Why Physical Alerts Hit Harder Than Push Notifications
Digital alerts are cheap. That’s both their strength and their curse. It costs almost nothing to ship another Slack message, raise another Prometheus alert, or pop another banner in your incident tool.
But when everything is urgent, nothing feels urgent.
A physical alert—a ticket printed and placed on a visible wall or board—demands more care. You feel the weight when the wall fills up:
- A single piece of paper is a curiosity.
- A small cluster feels like a problem.
- A dense patch of tickets is a visual punch in the gut.
This is the core benefit of an “analog incident story wall”:
- Embodied urgency – Teams can literally see and feel incidents accumulating.

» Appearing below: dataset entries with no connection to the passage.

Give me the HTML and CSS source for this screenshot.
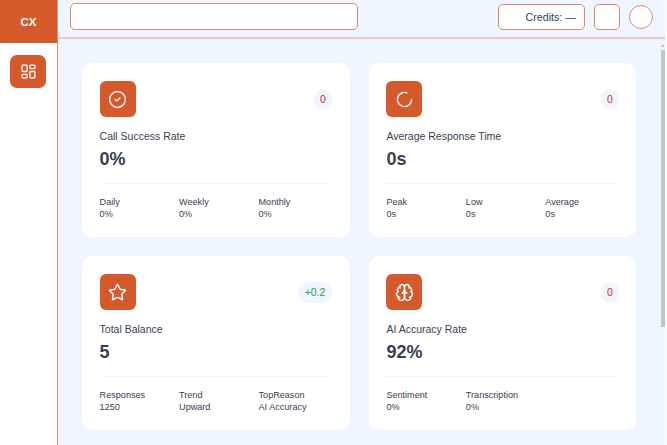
FILE: index.html
```html
<!DOCTYPE html>
<html lang="en">
<head>
<meta charset="utf-8">
<title>CX Dashboard</title>
<link rel="stylesheet" href="styles.css">
</head>
<body>
<div class="app">
  <aside class="sidebar">
    <div class="logo">CX</div>
    <nav class="nav">
      <a class="nav-btn">
        <svg class="ico-nav" viewBox="0 0 24 24"><rect x="3" y="3" width="7" height="9" rx="1"/><rect x="14" y="3" width="7" height="5" rx="1"/><rect x="14" y="12" width="7" height="9" rx="1"/><rect x="3" y="16" width="7" height="5" rx="1"/></svg>
      </a>
    </nav>
  </aside>
  <div class="content">
    <header class="topbar">
      <div class="search"></div>
      <div class="credits">Credits: —</div>
      <div class="square"></div>
      <div class="avatar"></div>
    </header>
    <main class="main">
      <div class="grid">
        <section class="card">
          <div class="card-head">
            <div class="icon"><svg viewBox="0 0 24 24"><circle cx="12" cy="12" r="10"/><path d="m9 12 2 2 4-4"/></svg></div>
            <span class="badge neg">0</span>
          </div>
          <div class="label">Call Success Rate</div>
          <div class="value">0%</div>
          <div class="stats">
            <div><div>Daily</div><div>0%</div></div>
            <div><div>Weekly</div><div>0%</div></div>
            <div><div>Monthly</div><div>0%</div></div>
          </div>
        </section>
        <section class="card">
          <div class="card-head">
            <div class="icon"><svg viewBox="0 0 24 24"><path d="M21 12a9 9 0 1 1-6.219-8.56"/></svg></div>
            <span class="badge neg">0</span>
          </div>
          <div class="label">Average Response Time</div>
          <div class="value">0s</div>
          <div class="stats">
            <div><div>Peak</div><div>0s</div></div>
            <div><div>Low</div><div>0s</div></div>
            <div><div>Average</div><div>0s</div></div>
          </div>
        </section>
        <section class="card">
          <div class="card-head">
            <div class="icon"><svg viewBox="0 0 24 24"><path d="M11.525 2.295a.53.53 0 0 1 .95 0l2.31 4.679a2.123 2.123 0 0 0 1.595 1.16l5.166.756a.53.53 0 0 1 .294.904l-3.736 3.638a2.123 2.123 0 0 0-.611 1.878l.882 5.14a.53.53 0 0 1-.771.56l-4.618-2.428a2.122 2.122 0 0 0-1.973 0L6.396 21.01a.53.53 0 0 1-.77-.56l.881-5.139a2.122 2.122 0 0 0-.611-1.879L2.16 9.795a.53.53 0 0 1 .294-.906l5.165-.755a2.122 2.122 0 0 0 1.597-1.16z"/></svg></div>
            <span class="badge pos">+0.2</span>
          </div>
          <div class="label">Total Balance</div>
          <div class="value">5</div>
          <div class="stats">
            <div><div>Responses</div><div>1250</div></div>
            <div><div>Trend</div><div>Upward</div></div>
            <div><div>TopReason</div><div>AI Accuracy</div></div>
          </div>
        </section>
        <section class="card">
          <div class="card-head">
            <div class="icon"><svg viewBox="0 0 24 24"><path d="M12 5a3 3 0 1 0-5.997.125 4 4 0 0 0-2.526 5.77 4 4 0 0 0 .556 6.588A4 4 0 1 0 12 18Z"/><path d="M12 5a3 3 0 1 1 5.997.125 4 4 0 0 1 2.526 5.77 4 4 0 0 1-.556 6.588A4 4 0 1 1 12 18Z"/><path d="M15 13a4.5 4.5 0 0 1-3-4 4.5 4.5 0 0 1-3 4"/><path d="M17.599 6.5a3 3 0 0 0 .399-1.375"/><path d="M6.003 5.125A3 3 0 0 0 6.401 6.5"/><path d="M3.477 10.896a4 4 0 0 1 .585-.396"/><path d="M19.938 10.5a4 4 0 0 1 .585.396"/><path d="M6 18a4 4 0 0 1-1.967-.516"/><path d="M19.967 17.484A4 4 0 0 1 18 18"/></svg></div>
            <span class="badge neg">0</span>
          </div>
          <div class="label">AI Accuracy Rate</div>
          <div class="value">92%</div>
          <div class="stats">
            <div><div>Sentiment</div><div>0%</div></div>
            <div><div>Transcription</div><div>0%</div></div>
          </div>
        </section>
      </div>
      <div class="scrollbar"><span class="scroll-arrow"></span><span class="scroll-thumb"></span></div>
    </main>
  </div>
</div>
</body>
</html>
```
FILE: styles.css
```css
* { box-sizing: border-box; }
html, body { margin: 0; height: 100%; overflow: hidden; }
body { font-family: "Liberation Sans", Arial, sans-serif; color: #374151; background: #fbfcfe; }
.app { display: flex; width: 665px; height: 445px; background: #eff6ff; }
.sidebar { width: 58px; flex: none; background: #fff; border-right: 1px solid #e08d72; }
.logo { height: 43px; background: #d45a2c; color: #fff; font-weight: 700; font-size: 11.5px; display: flex; align-items: center; justify-content: center; }
.nav { padding: 12px 11px 0 10px; }
.nav-btn { display: flex; width: 36px; height: 33px; border-radius: 7px; background: #d45a2c; align-items: center; justify-content: center; }
.ico-nav { width: 17px; height: 17px; fill: none; stroke: #fff; stroke-width: 1.8; }
.content { flex: 1; min-width: 0; display: flex; flex-direction: column; }
.topbar { height: 39px; flex: none; display: flex; align-items: flex-start; padding: 3px 12px 0 12px; border-bottom: 2px solid #edcbc3; }
.search { width: 288px; height: 27px; background: #fff; border: 1px solid #de8a70; border-radius: 5px; margin-right: auto; }
.credits { width: 87px; height: 26px; margin-top: 1px; background: #fff; border: 1px solid #e2866a; border-radius: 5px; font-size: 10.7px; color: #374151; display: flex; align-items: center; justify-content: flex-end; padding-right: 8px; }
.square { width: 26px; height: 26px; margin: 1px 0 0 9px; background: #fff; border: 1px solid #e2866a; border-radius: 5px; }
.avatar { width: 24px; height: 24px; margin: 2px 0 0 9px; background: #fff; border: 1px solid #e2866a; border-radius: 50%; }
.main { position: relative; flex: 1; min-height: 0; padding: 24px 28.6px 0 24px; overflow: hidden; }
.scrollbar { position: absolute; top: 0; right: 0; bottom: 0; width: 5px; }
.scroll-arrow { position: absolute; top: 5px; left: 1px; border: 2px solid transparent; border-top: 0; border-bottom: 3px solid #b9bdc4; }
.scroll-thumb { position: absolute; top: 11px; left: 1px; width: 4px; height: 277px; background: #c1c5cc; }
.grid { display: grid; grid-template-columns: 1fr 1fr; gap: 19.2px; }
.card { height: 174px; background: #fff; border-radius: 10px; padding: 18px 17.6px 0; display: flex; flex-direction: column; }
.card-head { display: flex; justify-content: space-between; align-items: center; height: 36px; }
.icon { width: 36px; height: 36px; border-radius: 6px; background: #d45a2c; display: flex; align-items: center; justify-content: center; }
.icon svg { width: 19px; height: 19px; fill: none; stroke: #fff; stroke-width: 1.8; stroke-linecap: round; stroke-linejoin: round; }
.badge { height: 21px; min-width: 18px; padding: 0 5px; border-radius: 11px; background: #eff6ff; font-size: 10.5px; display: flex; align-items: center; justify-content: center; }
.neg { color: #dc2626; }
.pos { color: #16a34a; width: 34px; padding: 0; }
.label { margin-top: 12px; font-size: 10.5px; line-height: 14px; color: #374151; }
.value { margin-top: 5px; font-size: 18px; line-height: 22px; font-weight: 700; color: #374151; }
.stats { margin-top: 13px; padding-top: 12px; border-top: 1px solid #f5f5f6; display: grid; grid-template-columns: repeat(3, 1fr); column-gap: 6px; font-size: 9.1px; line-height: 12px; color: #374151; }
```
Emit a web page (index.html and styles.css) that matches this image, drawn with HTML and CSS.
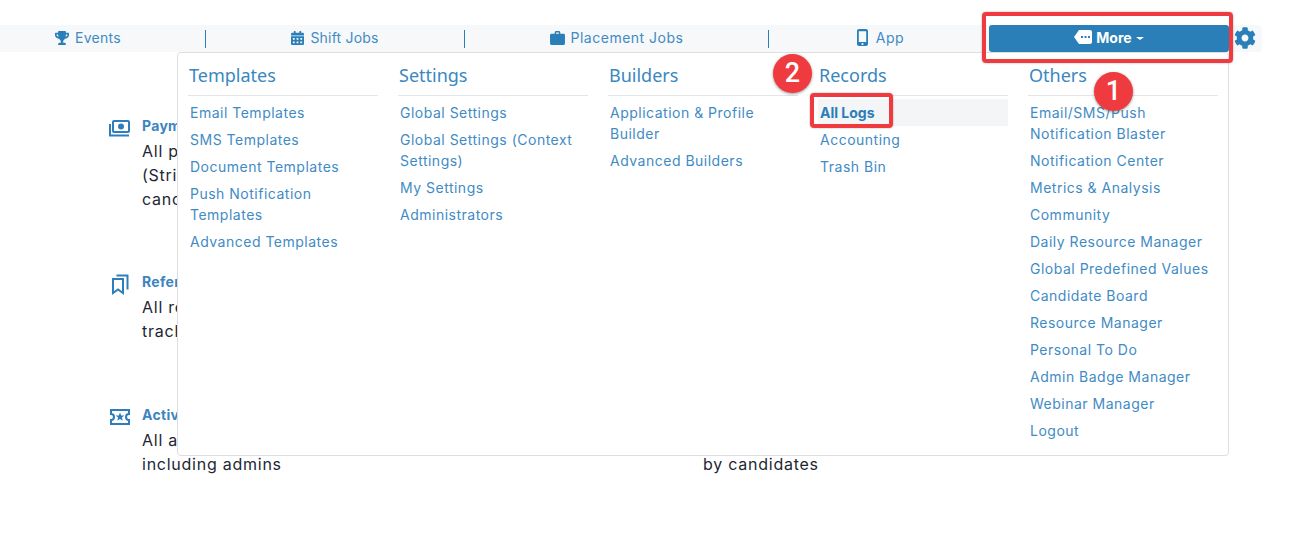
FILE: index.html
```html
<!DOCTYPE html>
<html lang="en">
<head>
<meta charset="utf-8">
<title>All Logs</title>
<link rel="stylesheet" href="styles.css">
</head>
<body>
<header class="topbar">
  <nav class="tabs">
    <a class="tab tab-first"><svg class="icon i-trophy" viewBox="0 0 576 512" preserveAspectRatio="none"><path d="M552 64H448V24c0-13.3-10.7-24-24-24H152c-13.3 0-24 10.7-24 24v40H24C10.7 64 0 74.7 0 88v56c0 35.7 22.5 72.4 61.9 100.7 31.5 22.7 69.8 37.1 110 41.7C203.3 338.5 240 360 240 360v72h-48c-35.3 0-64 20.7-64 56v12c0 6.6 5.4 12 12 12h296c6.6 0 12-5.4 12-12v-12c0-35.3-28.7-56-64-56h-48v-72s36.7-21.5 68.1-73.6c40.3-4.6 78.7-19 110-41.7 39.3-28.3 61.9-65 61.9-100.7V88c0-13.3-10.7-24-24-24zM99.3 192.8C74.9 175.2 64 155.6 64 144v-16h64.2c1 32.6 5.8 61.2 12.8 86.2-15.1-5.2-29.2-12.4-41.7-21.4zM512 144c0 16.1-17.7 36.1-35.3 48.8-12.5 9-26.7 16.2-41.8 21.4 7-25 11.8-53.6 12.8-86.2H512v16z"/></svg>Events</a>
    <a class="tab tab-shift"><svg class="icon i-cal" viewBox="0 0 448 512" preserveAspectRatio="none"><path d="M0 464c0 26.5 21.5 48 48 48h352c26.5 0 48-21.5 48-48V192H0v272zm320-196c0-6.6 5.4-12 12-12h40c6.6 0 12 5.4 12 12v40c0 6.6-5.4 12-12 12h-40c-6.6 0-12-5.4-12-12v-40zm0 128c0-6.6 5.4-12 12-12h40c6.6 0 12 5.4 12 12v40c0 6.6-5.4 12-12 12h-40c-6.6 0-12-5.4-12-12v-40zM192 268c0-6.6 5.4-12 12-12h40c6.6 0 12 5.4 12 12v40c0 6.6-5.4 12-12 12h-40c-6.6 0-12-5.4-12-12v-40zm0 128c0-6.6 5.4-12 12-12h40c6.6 0 12 5.4 12 12v40c0 6.6-5.4 12-12 12h-40c-6.6 0-12-5.4-12-12v-40zM64 268c0-6.6 5.4-12 12-12h40c6.6 0 12 5.4 12 12v40c0 6.6-5.4 12-12 12H76c-6.6 0-12-5.4-12-12v-40zm0 128c0-6.6 5.4-12 12-12h40c6.6 0 12 5.4 12 12v40c0 6.6-5.4 12-12 12H76c-6.6 0-12-5.4-12-12v-40zM400 64h-48V16c0-8.8-7.2-16-16-16h-32c-8.8 0-16 7.2-16 16v48H160V16c0-8.8-7.2-16-16-16h-32c-8.8 0-16 7.2-16 16v48H48C21.5 64 0 85.5 0 112v48h448v-48c0-26.5-21.500-48-48-48z"/></svg>Shift Jobs</a>
    <a class="tab tab-place"><svg class="icon i-case" viewBox="0 0 16 15"><path d="M5 3V1.6C5 .7 5.7 0 6.6 0h2.8C10.300 0 11 .7 11 1.600V3h3.500C15.300 3 16 3.700 16 4.500v9c0 .8-.7 1.500-1.500 1.500h-13C.7 15 0 14.300 0 13.500v-9C0 3.700.7 3 1.500 3zm1.500 0h3V1.500h-3z" fill-rule="evenodd"/></svg>Placement Jobs</a>
    <a class="tab tab-app"><svg class="icon i-phone" viewBox="0 0 11 17"><path d="M2 0h7c1.100 0 2 .9 2 2v13c0 1.100-.9 2-2 2H2c-1.100 0-2-.9-2-2V2C0 .9.900 0 2 0zm-.2 2.200v10.900h7.400V2.200zM5.500 13.900a1.100 1.100 0 1 0 0 2.200 1.100 1.100 0 0 0 0-2.200z" fill-rule="evenodd"/></svg>App</a>
  </nav>
  <button class="more" type="button"><svg class="i-tag" viewBox="0 0 18 14"><path d="M5 0h11c1.100 0 2 .9 2 2v10c0 1.100-.9 2-2 2H5L0 7zM7 6v2h2V6zm3.500 0v2h2V6zM14 6v2h2V6z" fill-rule="evenodd"/></svg><span>More</span><i class="caret"></i></button>
  <a class="gear"><svg class="i-gear" viewBox="0 0 512 512"><path d="M487.400 315.700l-42.600-24.600c4.300-23.200 4.300-47 0-70.200l42.600-24.600c4.900-2.800 7.100-8.600 5.500-14-11.100-35.600-30-67.800-54.700-94.600-3.800-4.100-10-5.100-14.800-2.300L380.800 110c-17.900-15.400-38.500-27.300-60.800-35.100V25.800c0-5.600-3.900-10.500-9.400-11.700-36.700-8.200-74.300-7.800-109.200 0-5.500 1.200-9.400 6.100-9.400 11.700V75c-22.200 7.900-42.800 19.800-60.800 35.100L88.700 85.500c-4.900-2.800-11-1.900-14.800 2.300-24.700 26.700-43.600 58.900-54.700 94.600-1.700 5.400.6 11.200 5.500 14L67.300 221c-4.300 23.200-4.300 47 0 70.200l-42.600 24.600c-4.900 2.800-7.100 8.600-5.500 14 11.100 35.600 30 67.800 54.700 94.600 3.800 4.100 10 5.100 14.800 2.300l42.600-24.600c17.900 15.400 38.500 27.300 60.800 35.100v49.200c0 5.600 3.900 10.500 9.400 11.700 36.700 8.200 74.300 7.800 109.200 0 5.500-1.200 9.400-6.100 9.400-11.700v-49.200c22.200-7.900 42.800-19.800 60.800-35.100l42.600 24.600c4.900 2.800 11 1.900 14.800-2.300 24.700-26.700 43.600-58.900 54.700-94.600 1.500-5.500-.7-11.300-5.600-14.100zM256 336c-44.100 0-80-35.900-80-80s35.900-80 80-80 80 35.900 80 80-35.900 80-80 80z"/></svg></a>
</header>

<main class="features">
  <section class="feature">
    <svg class="f-icon" viewBox="0 0 24 22"><g fill="none" stroke="currentColor" stroke-width="2"><rect x="4" y="4" width="16" height="11" rx="1"/><path d="M1 7v11.500h19"/></g><circle cx="12" cy="9.500" r="3"/></svg>
    <div><h3>Payment Logs</h3><p>All payments<br>(Stripe<br>candidates</p></div>
  </section>
  <div></div>
  <section class="feature">
    <svg class="f-icon" viewBox="0 0 24 22"><g fill="none" stroke="currentColor" stroke-width="2"><path d="M4 6h10v14l-5-3.500L4 20z"/><path d="M7.500 2.500h11v14"/></g></svg>
    <div><h3>Referral Logs</h3><p>All referrals<br>tracked</p></div>
  </section>
  <div></div>
  <section class="feature">
    <svg class="f-icon" viewBox="0 0 24 22"><path fill="none" stroke="currentColor" stroke-width="2" d="M2 4h18v4a3 3 0 0 0 0 6v4H2v-4a3 3 0 0 0 0-6z"/><path d="M11 6.500l1.200 3h3.200l-2.500 2 .9 3.200-2.800-1.800-2.800 1.800.9-3.200-2.500-2h3.200z"/></svg>
    <div><h3>Activity Logs</h3><p>All activity<br>including admins</p></div>
  </section>
  <section class="feature">
    <span class="f-spacer"></span>
    <div><h3>Candidate Logs</h3><p>All activity<br>by candidates</p></div>
  </section>
</main>

<div class="menu">
  <div class="menu-col">
    <h4>Templates</h4>
    <a>Email Templates</a><a>SMS Templates</a><a>Document Templates</a><a>Push Notification Templates</a><a>Advanced Templates</a>
  </div>
  <div class="menu-col">
    <h4>Settings</h4>
    <a>Global Settings</a><a>Global Settings (Context Settings)</a><a>My Settings</a><a>Administrators</a>
  </div>
  <div class="menu-col">
    <h4>Builders</h4>
    <a>Application &amp; Profile Builder</a><a>Advanced Builders</a>
  </div>
  <div class="menu-col">
    <h4>Records</h4>
    <a class="active">All Logs</a><a>Accounting</a><a>Trash Bin</a>
  </div>
  <div class="menu-col">
    <h4>Others</h4>
    <a>Email/SMS/Push Notification Blaster</a><a>Notification Center</a><a>Metrics &amp; Analysis</a><a>Community</a><a>Daily Resource Manager</a><a>Global Predefined Values</a><a>Candidate Board</a><a>Resource Manager</a><a>Personal To Do</a><a>Admin Badge Manager</a><a>Webinar Manager</a><a>Logout</a>
  </div>
</div>

<div class="mark mark-more"></div>
<div class="mark mark-logs"></div>
<div class="badge badge-1">1</div>
<div class="badge badge-2">2</div>
</body>
</html>
```
FILE: styles.css
```css
* { box-sizing: border-box; }
html, body { margin: 0; padding: 0; }
body {
  height: 535px;
  overflow: hidden;
  background: #fff;
  padding-top: 25px;
  font-family: Inter, "Liberation Sans", sans-serif;
  color: #1d2733;
  position: relative;
}
.topbar {
  display: flex;
  width: 1262px;
  height: 27px;
  background: #f6f8fa;
  border-radius: 0 4px 4px 0;
}
.tabs { display: flex; width: 989px; align-items: center; }
.tab {
  display: flex;
  align-items: center;
  justify-content: center;
  height: 18px;
  padding-bottom: 2px;
  color: #3f8bc4;
  font-size: 14px;
  letter-spacing: .3px;
  border-right: 1px solid #2a7fb8;
}
.tab-first { width: 206px; padding-right: 29px; }
.tab-shift { width: 259px; letter-spacing: .2px; }
.tab-place { width: 304px; letter-spacing: .5px; }
.tab-app { flex: 1; border-right: 0; letter-spacing: .6px; padding-left: 3px; }
.icon { fill: #2a7fb8; margin-right: 6px; flex: none; }
.i-trophy { width: 14px; height: 14px; }
.i-cal { width: 13px; height: 14px; }
.i-case { width: 15px; height: 14px; }
.i-phone { width: 11px; height: 17px; margin-right: 8px; }
.more {
  width: 240px;
  height: 27px;
  display: flex;
  align-items: center;
  justify-content: center;
  background: #2a7fb8;
  color: #fff;
  border: 0;
  border-radius: 3px;
  font: 700 14px Inter, "Liberation Sans", sans-serif;
  padding: 0 0 2px;
}
.i-tag { width: 18px; height: 14px; fill: #fff; margin-right: 4px; margin-bottom: 2px; }
.caret {
  margin: 2px 0 0 4px;
  border-left: 4px solid transparent;
  border-right: 4px solid transparent;
  border-top: 3px solid #fff;
}
.gear { flex: 1; display: flex; align-items: center; padding: 0 0 2px 5px; }
.i-gear { width: 22px; height: 22px; fill: #2a7fb8; }

.features {
  display: grid;
  grid-template-columns: 561px 1fr;
  grid-template-rows: 156px 133px auto;
  margin: 62px 0 0 109px;
}
.feature { display: flex; align-items: flex-start; }
.f-icon { width: 24px; height: 22px; flex: none; margin: 3px 9px 0 0; color: #2f7ebc; fill: #2f7ebc; }
.f-spacer { width: 33px; flex: none; }
.feature h3 {
  margin: 0 0 1px;
  font-size: 14px;
  line-height: 24px;
  font-weight: 700;
  letter-spacing: .3px;
  color: #3d84c0;
  white-space: nowrap;
}
.feature p { margin: 0; font-size: 16px; line-height: 24px; letter-spacing: .75px; white-space: nowrap; }

.menu {
  position: absolute;
  left: 177px;
  top: 52px;
  width: 1052px;
  height: 404px;
  display: flex;
  gap: 20px;
  padding: 10px;
  background: #fff;
  border: 1px solid #dcdee0;
  border-radius: 4px;
}
.menu-col { width: 190px; flex: none; }
.menu-col h4 {
  margin: 0 0 3px;
  height: 33px;
  padding-left: 1px;
  font: 400 18px/25px "Noto Sans", "Open Sans", sans-serif;
  color: #3a87c0;
  border-bottom: 1px solid #e3e5e8;
}
.menu-col a {
  display: block;
  padding: 3px 2px;
  font-size: 14px;
  line-height: 21px;
  letter-spacing: .5px;
  color: #3f8bc4;
}
.menu-col a.active { background: #f4f5f7; font-weight: 700; color: #2a7fb8; letter-spacing: 0; }

.mark {
  position: absolute;
  border: 4px solid #ef3b3f;
  border-radius: 4px;
  box-shadow: 0 0 2px rgba(0,0,0,.35);
}
.mark-more { left: 982px; top: 12px; width: 251px; height: 51px; }
.mark-logs { left: 810px; top: 93px; width: 83px; height: 35px; }
.badge {
  position: absolute;
  width: 39px;
  height: 39px;
  border-radius: 50%;
  background: #ef3b3f;
  color: #fff;
  font: 500 27px/39px Roboto, sans-serif;
  text-align: center;
  box-shadow: 0 1px 3px rgba(0,0,0,.4);
}
.badge-1 { left: 1094px; top: 72px; }
.badge-2 { left: 773px; top: 54px; }
```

This changes behavior in a way that red dots on a screen often do not.
- Shared context – Anyone walking by can understand that “things are not okay” without logging into a tool or understanding a dashboard.
- Narrative flow – The order and clustering of alerts on the wall tells a story: what started first, what escalated, how problems relate.
Physical space forces you to confront reality. A wall you can’t see anymore because it’s covered in alerts is a visceral signal that something in your system—or your alerting strategy—is badly wrong.
Step One: Kill the Noise, Grow Only Meaningful Signals
A wall of paper alerts is powerful only if the wall is signal, not noise. If you print every low-value, flapping, or nuisance alarm, you’ll just create a physical mess instead of a digital one.
The first discipline of a signal garden is pruning.
Ask of every alert:
- Does this represent a real risk to customers, safety, or business continuity?
- If it fires at 3 a.m., would we want to wake someone up?
- When this alert fires, is there a clear, meaningful next step?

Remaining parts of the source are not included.